Transposons and symbiosis

There are a pair of really interesting articles in this week's Science. First, Fischer and Suttle report the discovery of a virophage (like a "virus" for viruses) that is a connecting link between double-stranded DNA viruses and the eukaryotic DNA transposon Maverick/Polinton. You might recall Liu and Soper's exogenization hypothesis that I discussed previously. One of my concerns about their idea was that it could account only for retroviruses rather than comprehensively explaining all viruses. This new virophage discovery doesn't rectify that problem, but it does suggest that there are more connections between viruses and genomic elements than we had previously guessed.

Fischer and Suttle. 2011. A Virophage at the Origin of Large DNA Transposons.

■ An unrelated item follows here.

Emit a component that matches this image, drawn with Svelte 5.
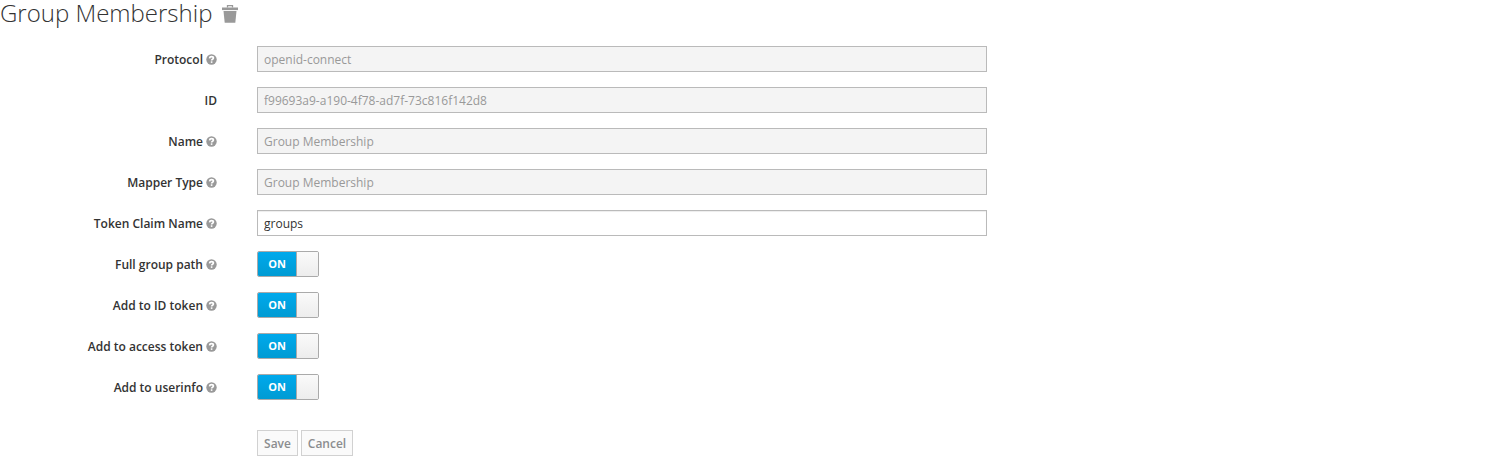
<script>
  const fields = [
    { label: 'Protocol', value: 'openid-connect', help: true, disabled: true },
    { label: 'ID', value: 'f99693a9-a190-4f78-ad7f-73c816f142d8', help: false, disabled: true },
    { label: 'Name', value: 'Group Membership', help: true, disabled: true },
    { label: 'Mapper Type', value: 'Group Membership', help: true, disabled: true },
    { label: 'Token Claim Name', value: 'groups', help: true, disabled: false }
  ];
  let toggles = $state([
    { label: 'Full group path', on: true },
    { label: 'Add to ID token', on: true },
    { label: 'Add to access token', on: true },
    { label: 'Add to userinfo', on: true }
  ]);
</script>

{#snippet help()}
  <svg class="help" width="11" height="11" viewBox="0 0 11 11" aria-hidden="true">
    <circle cx="5.5" cy="5.5" r="5.2" fill="#999" />
    <path d="M3.5 4.3C3.7 3.1 4.4 2.6 5.5 2.6C6.7 2.6 7.4 3.2 7.4 4.1C7.4 5.2 5.6 5.2 5.6 6.5" fill="none" stroke="#fff" stroke-width="1.7" />
    <rect x="4.8" y="7.3" width="1.6" height="1.6" fill="#fff" />
  </svg>
{/snippet}

<main>
  <h1>
    <span>Group Membership</span>
    <svg class="trash" width="16" height="19" viewBox="0 0 16 19" aria-hidden="true">
      <path d="M5.5 3.5V1.7H10.5V3.5" fill="none" stroke="#999" stroke-width="1.3" />
      <rect x="0" y="3.5" width="16" height="2.6" fill="#999" />
      <path d="M1.5 7H14.5L13.3 18.8H2.7Z" fill="#999" />
    </svg>
  </h1>
  <form onsubmit={(e) => e.preventDefault()}>
    {#each fields as f, i}
      <div class="row">
        <label for={'f' + i}>{f.label}{#if f.help}{@render help()}{/if}</label>
        <input id={'f' + i} type="text" value={f.value} disabled={f.disabled} />
      </div>
    {/each}
    {#each toggles as t, i}
      <div class="row">
        <label for={'t' + i}>{t.label}{@render help()}</label>
        <button id={'t' + i} type="button" class="switch" class:off={!t.on} onclick={() => (t.on = !t.on)}>
          <span class="state">{t.on ? 'ON' : 'OFF'}</span>
          <span class="knob"></span>
        </button>
      </div>
    {/each}
    <div class="actions">
      <button type="button" class="btn">Save</button>
      <button type="button" class="btn cancel">Cancel</button>
    </div>
  </form>
</main>

<style>
  :global(body) {
    margin: 0;
    background: #fff;
  }
  main {
    height: 456px;
    font: 12px/18px 'Open Sans', sans-serif;
    color: #333;
  }
  h1 {
    display: flex;
    height: 26px;
    margin: 0 0 20px;
    font-size: 24px;
    line-height: 26px;
    font-weight: 300;
  }
  .trash {
    margin: 4px 0 0 10px;
  }
  form {
    display: flex;
    flex-direction: column;
    gap: 15px;
  }
  .row {
    display: grid;
    grid-template-columns: 217px 730px;
    column-gap: 40px;
    height: 26px;
  }
  label {
    display: flex;
    justify-content: flex-end;
    align-items: center;
    padding-top: 2px;
    height: 24px;
    font-weight: 600;
    white-space: nowrap;
  }
  .help {
    margin: 0 0 1px 3px;
  }
  input {
    box-sizing: border-box;
    width: 730px;
    height: 26px;
    margin: 0;
    padding: 2px 6px;
    border: 1px solid #bababa;
    border-radius: 0;
    background: #fff;
    box-shadow: inset 0 1px 1px rgba(0, 0, 0, 0.075);
    color: #333;
    font: 12px/18px 'Open Sans', sans-serif;
  }
  input:disabled {
    background: #f4f4f4;
    box-shadow: none;
    color: #999;
  }
  .switch {
    box-sizing: border-box;
    display: flex;
    width: 62px;
    height: 26px;
    padding: 0;
    border: 1px solid #aaa;
    border-radius: 2px;
    overflow: hidden;
    background: #fff;
    font: 700 11px/24px 'Open Sans', sans-serif;
  }
  .state {
    width: 38px;
    height: 24px;
    background: linear-gradient(#00a9ec, #009bd3);
    color: #fff;
    text-align: center;
  }
  .knob {
    box-sizing: border-box;
    width: 22px;
    height: 24px;
    border-left: 1px solid #aaa;
    background: linear-gradient(#fafafa, #ededed);
  }
  .off {
    flex-direction: row-reverse;
  }
  .off .state {
    background: #fff;
    color: #333;
  }
  .actions {
    display: flex;
    gap: 3px;
    margin: 15px 0 0 257px;
  }
  .btn {
    box-sizing: border-box;
    width: 41px;
    height: 26px;
    padding: 2px 0 0;
    border: 1px solid #d1d1d1;
    background: #fafafa;
    color: #8b8d8f;
    font: 600 12px/20px 'Open Sans', sans-serif;
  }
  .cancel {
    width: 52px;
  }
</style>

Science 332:231-234.

Next, Himler et al. report on amazing fitness gains in an invasive fly due to the spread of a rickettsial endosymbiont. I've previously emphasized the role of transposons and other genome modifications as possible explanations for rapid speciation [PDF], but I'm beginning to wonder whether symbiosis might play a more prominent role. Food for thought.

Himler et al. 2011. Rapid Spread of a Bacterial Symbiont in an Invasive Whitefly Is Driven by Fitness Benefits and Female Bias. Science 332:254-256.